Agricultural development has always been driven by transfer of ideas, seeds and experience between different regions.
Exchanging views and methodologies can be a fertile source of innovation and partnerships.
FAO's South-South Cooperation initiative was created in 1996 as part of the Special Programme for Food Security (SPFS), to allow recipient countries of the programme to benefit from the relevant strengths, experience and expertise of other developing countries.
This week in Marrakech, the G-77 countries which include 135 developing countries around the world, will meet during a High-Level Conference on South-South Cooperation to identify ways and means of strengthening and expanding such cooperation.
International aid organizations, donor countries and UN agencies, including FAO, will also be present.
"To fight against hunger, we need to combine efforts, experience, and knowledge," explains FAO Field Operations Director Andrew MacMillan.
"This Conference is a great opportunity to continue building an International Alliance against Hunger. South-South Cooperation is about allowing countries to benefit from the experience and expertise of other more advanced developing countries," he adds.

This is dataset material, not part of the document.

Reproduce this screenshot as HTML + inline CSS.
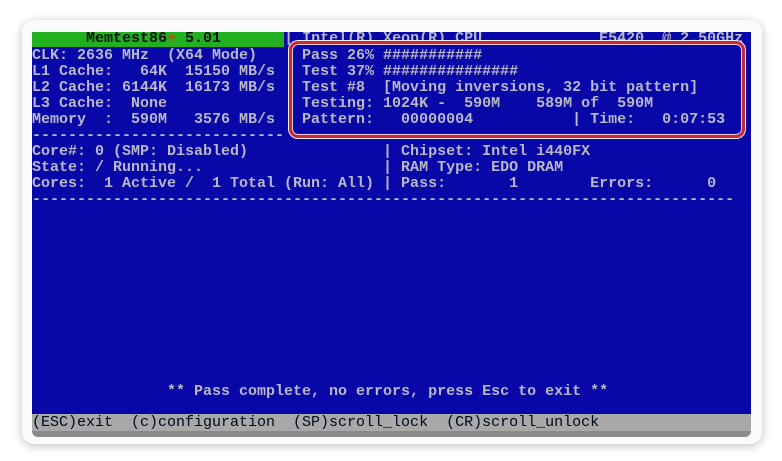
<!DOCTYPE html>
<html><head><meta charset="utf-8"><style>
html,body{margin:0;padding:0;background:#fff;width:782px;height:461px;overflow:hidden;position:relative}
.frame{position:absolute;left:22px;top:20px;width:740px;height:424px;border-radius:12px;background:#fafafa;box-shadow:0 2px 10px rgba(0,0,0,.25)}
.scr{position:absolute;left:32px;top:32px;width:719px;height:382px;background:#0808a8;overflow:hidden}
.bar{position:absolute;left:32px;top:414px;width:719px;height:17px;background:#a8a8a8;overflow:hidden}
.bot{position:absolute;left:32px;top:431px;width:719px;height:6px;background:#8a8a8a;border-radius:0 0 6px 6px}
.r{position:absolute;left:0;margin:0;font:bold 15px/16px "Liberation Mono",monospace;color:#b8b8c8;white-space:pre;letter-spacing:0}
.g{background:#20b020;color:#101010}
.box{position:absolute;left:289px;top:41px;width:450px;height:91px;border:3px solid #c8283a;border-radius:9px;background:#0808a8;box-shadow:0 0 0 1px #eee,inset 0 0 0 1px #f0d0d0}
.bar .r{color:#000820;font-weight:normal}
</style></head><body>
<div class="frame"></div>
<div class="scr">
<pre class="r" style="top:-1px"><span class="g">      Memtest86<span style="color:#e04010">+</span> 5.01       </span>| Intel(R) Xeon(R) CPU             E5420  @ 2.50GHz</pre>
<pre class="r" style="top:16px">CLK: 2636 MHz  (X64 Mode)</pre>
<pre class="r" style="top:32px">L1 Cache:   64K  15150 MB/s</pre>
<pre class="r" style="top:48px">L2 Cache: 6144K  16173 MB/s</pre>
<pre class="r" style="top:64px">L3 Cache:  None</pre>
<pre class="r" style="top:80px">Memory  :  590M   3576 MB/s</pre>
<pre class="r" style="top:96px">----------------------------</pre>
<pre class="r" style="top:112px">Core#: 0 (SMP: Disabled)               | Chipset: Intel i440FX</pre>
<pre class="r" style="top:128px">State: / Running...                    | RAM Type: EDO DRAM</pre>
<pre class="r" style="top:144px">Cores:  1 Active /  1 Total (Run: All) | Pass:       1        Errors:      0</pre>
<pre class="r" style="top:160px">------------------------------------------------------------------------------</pre>
<pre class="r" style="top:352px">               ** Pass complete, no errors, press Esc to exit **</pre>
</div>
<div class="box"></div>
<div class="scr" style="background:transparent;pointer-events:none">
<pre class="r" style="top:16px">                              Pass 26% ###########</pre>
<pre class="r" style="top:32px">                              Test 37% ###############</pre>
<pre class="r" style="top:48px">                              Test #8  [Moving inversions, 32 bit pattern]</pre>
<pre class="r" style="top:64px">                              Testing: 1024K -  590M    589M of  590M</pre>
<pre class="r" style="top:80px">                              Pattern:   00000004           | Time:   0:07:53</pre>
</div>
<div class="bar"><pre class="r" style="top:1px">(ESC)exit  (c)configuration  (SP)scroll_lock  (CR)scroll_unlock</pre></div>
<div class="bot"></div>
</body></html>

FAO's South-South Cooperation
FAO launched the Special Programme for Food Security (SPFS) in 1994, two years ahead of the 1996 World Food Summit, as the flagship programme to assist its developing member countries to reduce hunger and malnutrition.
It was designed to improve household food security and rural livelihoods and stimulate the growth of local economies.

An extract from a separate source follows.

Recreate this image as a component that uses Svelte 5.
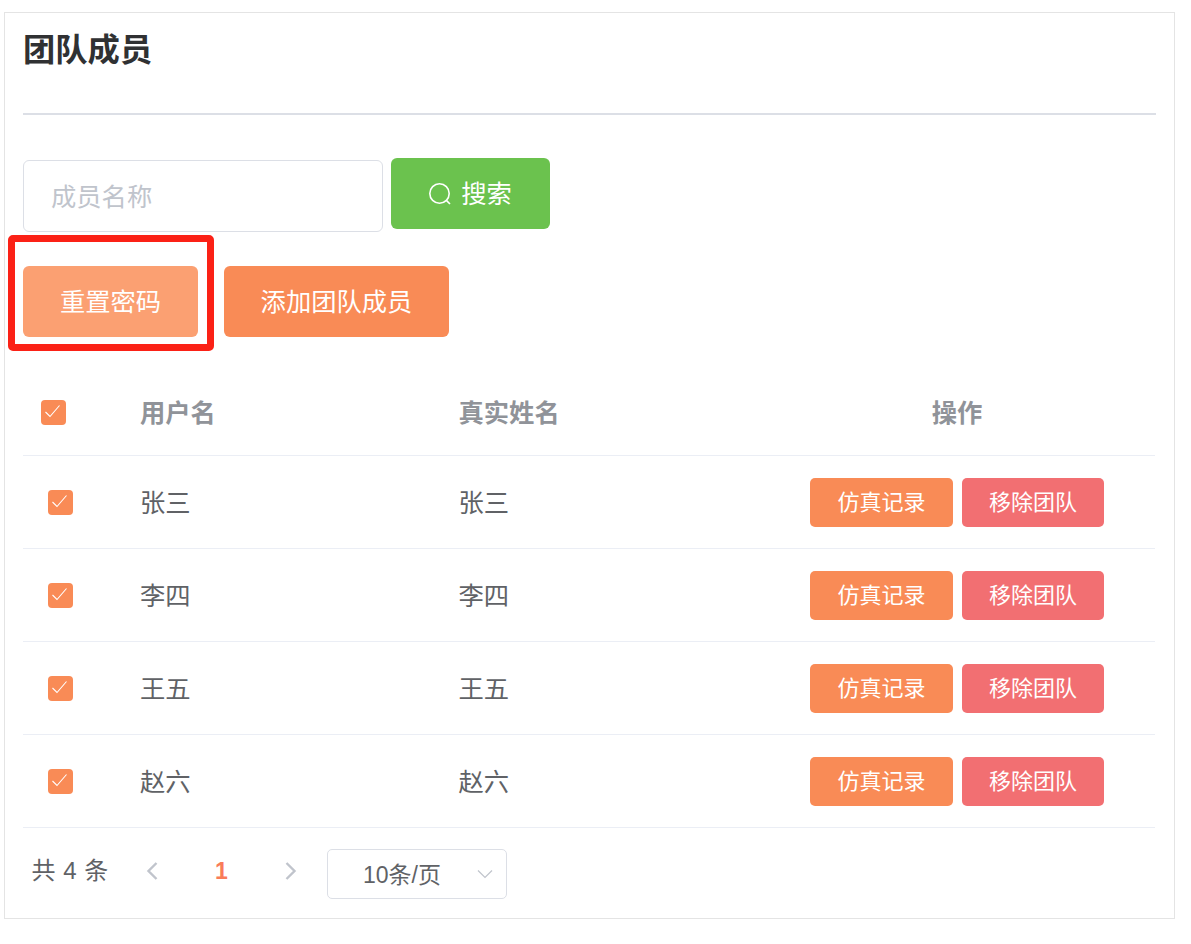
<script>
  const rows = ['张三', '李四', '王五', '赵六'];
</script>

<div class="page">
  <section class="card">
    <h1 class="title">团队成员</h1>
    <div class="divider"></div>

    <div class="search">
      <input class="input" placeholder="成员名称" />
      <button class="btn green">
        <svg class="sicon" viewBox="0 0 24 24" fill="none" stroke="currentColor" stroke-width="1.6"><circle cx="11.5" cy="11.5" r="9.7" /><path d="M18.6 18.6 22 22" /></svg>
        <span>搜索</span>
      </button>
    </div>

    <div class="actions">
      <div class="mark-wrap">
        <button class="btn light reset">重置密码</button>
        <div class="mark"></div>
      </div>
      <button class="btn orange add">添加团队成员</button>
    </div>

    <div class="table">
      <div class="row head">
        <div class="c1 headcheck"><span class="check"><svg viewBox="0 0 25 25" fill="none" stroke="#fff" stroke-width="1.1"><path d="M4.5 12 9 16.5 18.5 5.5" /></svg></span></div>
        <div class="c2">用户名</div>
        <div class="c3">真实姓名</div>
        <div class="c4">操作</div>
      </div>
      {#each rows as name}
        <div class="row">
          <div class="c1 bodycheck"><span class="check"><svg viewBox="0 0 25 25" fill="none" stroke="#fff" stroke-width="1.1"><path d="M4.5 12 9 16.5 18.5 5.5" /></svg></span></div>
          <div class="c2">{name}</div>
          <div class="c3">{name}</div>
          <div class="c4 ops">
            <button class="sbtn orange rec">仿真记录</button>
            <button class="sbtn pink del">移除团队</button>
          </div>
        </div>
      {/each}
    </div>

    <div class="pager">
      <span class="total">共 4 条</span>
      <svg class="chev prev" viewBox="0 0 12 20" fill="none" stroke="#c0c4cc" stroke-width="2.4"><path d="M10.5 2 2.5 10l8 8" /></svg>
      <span class="num">1</span>
      <svg class="chev next" viewBox="0 0 12 20" fill="none" stroke="#c0c4cc" stroke-width="2.4"><path d="M1.5 2l8 8-8 8" /></svg>
      <div class="select">
        <span>10条/页</span>
        <svg class="down" viewBox="0 0 16 10" fill="none" stroke="#c0c4cc" stroke-width="1.2"><path d="M1 1.5 8 8.5l7-7" /></svg>
      </div>
    </div>
  </section>
</div>

<style>
  :global(body) {
    margin: 0;
    background: #fff;
  }
  .page {
    padding: 12px 16px 25px 4px;
    font-family: "Liberation Sans", "Noto Sans CJK SC", sans-serif;
    color: #606266;
  }
  .card {
    box-sizing: border-box;
    height: 907px;
    border: 1px solid #e4e4e4;
    padding: 0 18px;
    background: #fff;
  }
  .title {
    margin: 0;
    padding-top: 13px;
    height: 84px;
    box-sizing: border-box;
    font-size: 32.3px;
    line-height: 42px;
    font-weight: 700;
    color: #303133;
    font-family: "Noto Sans CJK SC", sans-serif;
  }
  .divider {
    height: 2px;
    margin-top: 16px;
    background: #dcdfe6;
    width: 1133px;
  }
  .search {
    display: flex;
    align-items: flex-start;
    gap: 8px;
    height: 71px;
    margin-top: 43px;
  }
  .input {
    box-sizing: border-box;
    width: 360px;
    height: 72px;
    margin-top: 2px;
    padding: 2px 27px 0;
    border: 1px solid #dcdfe6;
    border-radius: 6px;
    font: 25.3px "Liberation Sans", "Noto Sans CJK SC", sans-serif;
    color: #606266;
    outline: none;
  }
  .input::placeholder {
    color: #c0c4cc;
    opacity: 1;
  }
  .btn {
    box-sizing: border-box;
    height: 71px;
    border: 0;
    border-radius: 6px;
    color: #fff;
    font: 25.3px "Liberation Sans", "Noto Sans CJK SC", sans-serif;
    padding: 0 0 3px;
    display: inline-flex;
    align-items: center;
    justify-content: center;
  }
  .green {
    background: #6bc24e;
    width: 159px;
    gap: 9px;
    padding: 0;
  }
  .green span {
    margin-bottom: 3px;
  }
  .sicon {
    width: 24px;
    height: 24px;
    margin-left: -1px;
  }
  .orange {
    background: #f98b56;
  }
  .light {
    background: #fba072;
  }
  .pink {
    background: #f26f72;
  }
  .actions {
    display: flex;
    gap: 26px;
    margin-top: 37px;
  }
  .mark-wrap {
    position: relative;
  }
  .reset {
    width: 175px;
  }
  .add {
    width: 225px;
  }
  .mark {
    position: absolute;
    left: -15px;
    top: -31px;
    right: -16px;
    bottom: -14px;
    border: 7px solid #fb2116;
    border-radius: 5px;
  }
  .table {
    margin-top: 32px;
    width: 1132px;
  }
  .row {
    display: grid;
    grid-template-columns: 94px 319px 323px 396px;
    align-items: center;
    height: 93px;
    box-sizing: border-box;
    border-bottom: 1px solid #ebeef5;
    font-size: 25.3px;
    font-family: "Noto Sans CJK SC", sans-serif;
    color: #606266;
  }
  .head {
    height: 87px;
    font-weight: 700;
    color: #909399;
  }
  .c2,
  .c3 {
    padding-left: 23px;
    padding-bottom: 2px;
  }
  .c3 {
    padding-left: 22.5px;
  }
  .c4 {
    text-align: center;
  }
  .head .c4 {
    padding-bottom: 2px;
  }
  .ops {
    display: flex;
    justify-content: center;
    gap: 9px;
  }
  .check {
    display: block;
    width: 25px;
    height: 25px;
    border-radius: 4px;
    background: #f98b56;
  }
  .check svg {
    display: block;
    width: 25px;
    height: 25px;
  }
  .headcheck {
    padding-left: 18px;
  }
  .bodycheck {
    padding-left: 25px;
  }
  .sbtn {
    box-sizing: border-box;
    height: 49px;
    border: 0;
    border-radius: 5px;
    color: #fff;
    font: 22px "Liberation Sans", "Noto Sans CJK SC", sans-serif;
    padding: 0 0 4px;
  }
  .rec {
    width: 143px;
  }
  .del {
    width: 142px;
  }
  .pager {
    display: flex;
    align-items: center;
    height: 50px;
    margin-top: 21px;
  }
  .total {
    margin-left: 8.5px;
    width: 76.5px;
    font-size: 24px;
    line-height: 44px;
    white-space: nowrap;
    word-spacing: 1px;
    margin-bottom: 6px;
  }
  .chev {
    width: 12px;
    height: 20px;
    margin-bottom: 6px;
  }
  .prev {
    margin-left: 38px;
  }
  .num {
    margin-left: 57px;
    width: 70px;
    font-size: 23px;
    font-weight: 700;
    color: #f97c59;
    margin-bottom: 6px;
  }
  .select {
    box-sizing: border-box;
    width: 180px;
    height: 50px;
    margin-left: 30px;
    border: 1px solid #dcdfe6;
    border-radius: 5px;
    display: flex;
    align-items: center;
    padding-left: 35px;
    padding-bottom: 2px;
    font-size: 23px;
    position: relative;
  }
  .down {
    position: absolute;
    right: 13px;
    top: 19px;
    width: 16px;
    height: 10px;
  }
</style>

The South-South Cooperation initiative promotes expertise from other developing countries where experts often have a closer understanding of the social, cultural and economic realities of development within a context of food insecurity and poverty.

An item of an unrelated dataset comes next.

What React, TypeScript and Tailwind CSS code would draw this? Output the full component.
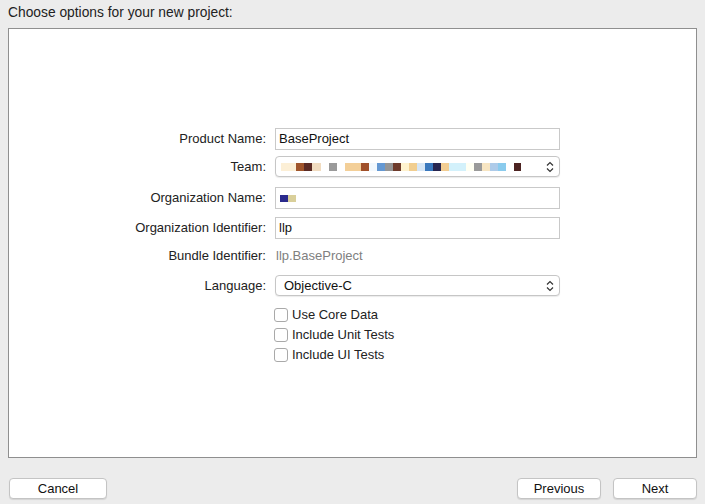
const FONT = "font-['Liberation_Sans',Arial,sans-serif]";

// blurred team name, drawn as pixel blocks: [width, colour]
const TEAM_BLOCKS: [number, string][] = [
  [15, "#fcefd6"], [8, "#a0552b"], [8, "#5b2b24"], [9, "#f1dcc0"], [8, "transparent"],
  [8, "#9a9a9a"], [8, "transparent"], [16, "#f3cf98"], [8, "#a0502a"], [8, "#f2f8fd"],
  [8, "#6498d2"], [8, "#959595"], [8, "#6e3b2b"], [8, "#fff3cf"], [8, "#f1ce90"],
  [8, "#d6e6f6"], [8, "#3a78bd"], [8, "#27254f"], [8, "#f2cd92"], [17, "#d3f1fb"],
  [8, "#fffff2"], [8, "#9a9a9a"], [8, "#f7e5c2"], [8, "#aecbe9"], [8, "#8acbed"],
  [8, "transparent"], [7, "#4c2321"],
];

function Chevrons() {
  return (
    <svg width="8" height="12" viewBox="0 0 8 12" className="shrink-0">
      <path d="M1 4.5 L4 1.5 L7 4.5" fill="none" stroke="#333" strokeWidth="1.2" />
      <path d="M1 7.5 L4 10.5 L7 7.5" fill="none" stroke="#333" strokeWidth="1.2" />
    </svg>
  );
}

function Label({ children }: { children: React.ReactNode }) {
  return <div className="w-[257px] shrink-0 text-right text-[13px] text-[#222]">{children}</div>;
}

function TextField({ children }: { children?: React.ReactNode }) {
  return (
    <div className="ml-[9px] flex h-[22px] w-[285px] items-center border border-[#c9c9c9] bg-white px-[3px] text-[13px] text-[#111]">
      {children}
    </div>
  );
}

function Popup({ children }: { children?: React.ReactNode }) {
  return (
    <div className="ml-[9px] flex h-[21px] w-[285px] items-center justify-between rounded-[4px] border border-[#c6c6c6] bg-white pl-[8px] pr-[5px] text-[13px] text-[#111] shadow-[0_1px_1px_rgba(0,0,0,0.08)]">
      <div className="flex items-center">{children}</div>
      <Chevrons />
    </div>
  );
}

function Check({ label }: { label: string }) {
  return (
    <div className="flex h-5 items-center">
      <div className="w-[257px] shrink-0" />
      <div className="ml-[8px] h-[14px] w-[14px] rounded-[3px] border border-[#a9a9a9] bg-white" />
      <span className="ml-[4px] text-[13px] text-[#222]">{label}</span>
    </div>
  );
}

function Button({ label, width }: { label: string; width: string }) {
  return (
    <button
      className={`${width} h-[21px] rounded-[4px] border border-[#c4c4c4] bg-white text-[13px] leading-none text-[#111] shadow-[0_1px_1px_rgba(0,0,0,0.1)]`}
    >
      {label}
    </button>
  );
}

export default function App() {
  return (
    <div className={`${FONT} flex h-[504px] w-[705px] flex-col bg-[#ececec]`}>
      <div className="h-[28px] px-2 pt-[3px] text-[13.8px] text-[#222]">Choose options for your new project:</div>

      <div className="mx-2 h-[430px] border border-[#8f8f8f] bg-white pt-[99px]">
        <div className="flex h-[22px] items-center">
          <Label>Product Name:</Label>
          <TextField>BaseProject</TextField>
        </div>

        <div className="mt-[6px] flex h-[21px] items-center">
          <Label>Team:</Label>
          <Popup>
            <div className="-ml-[3px] flex h-[8px]">
              {TEAM_BLOCKS.map(([w, c], i) => (
                <span key={i} className="h-full" style={{ width: w, backgroundColor: c }} />
              ))}
            </div>
          </Popup>
        </div>

        <div className="mt-[10px] flex h-[22px] items-center">
          <Label>Organization Name:</Label>
          <TextField>
            <div className="ml-[1px] flex h-[7px]">
              <span className="h-full w-[8px] bg-[#2a2a8c]" />
              <span className="h-full w-[8px] bg-[#d9cf9a]" />
            </div>
          </TextField>
        </div>

        <div className="mt-[8px] flex h-[22px] items-center">
          <Label>Organization Identifier:</Label>
          <TextField>llp</TextField>
        </div>

        <div className="mt-[9px] flex h-4 items-center">
          <Label>Bundle Identifier:</Label>
          <span className="ml-[10px] text-[13px] text-[#808080]">llp.BaseProject</span>
        </div>

        <div className="mt-[11px] flex h-[21px] items-center">
          <Label>Language:</Label>
          <Popup>Objective-C</Popup>
        </div>

        <div className="mt-[9px] flex flex-col">
          <Check label="Use Core Data" />
          <Check label="Include Unit Tests" />
          <Check label="Include UI Tests" />
        </div>
      </div>

      <div className="mt-5 flex items-center pl-[9px] pr-2">
        <Button label="Cancel" width="w-[98px]" />
        <div className="flex-1" />
        <Button label="Previous" width="w-[84px]" />
        <div className="w-[12px]" />
        <Button label="Next" width="w-[84px]" />
      </div>
    </div>
  );
}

Its objectives are to enhance solidarity among developing countries and to allow the recipient countries to benefit from the relevant strengths, experience and expertise of other developing countries in a pragmatic and cost effective manner.
"This is done by providing experts for two or three years to work in the implementation of the SPFS in the recipient countries," explains MacMillan.
"Senior experts and a substantial number of field technicians with strong practical experience work directly with crop producers, animal breeders, fisher folk to increase their productivity and production and improve the community's access to food."
Working together, sharing costs
One of the programme's strengths is the low costs involved. They are shared between donor and recipient countries, funding institutions or third donor countries and FAO.
The cooperating country continues to pay regular salaries for the technician's or expert's family and the host country provides accommodation, a small stipend and travel expenses.
Up to now, ten cooperating countries have signed agreements with 28 host countries. Egyptian irrigation experts are currently sharing knowledge with their Tanzanian peers and more than 500 Chinese field experts will expend the next three years in Nigeria- all paid by Nigeria itself.
And the list of interested countries continues to grow.
"The South-South Cooperation programme builds a climate of shared responsibility and solidarity between developing countries," MacMillan added.
"FAO is keen to see the conference support an expansion of field projects for South-South Cooperation in food production in order to tackle chronic hunger and food insecurity, especially in the sub-Saharan African region."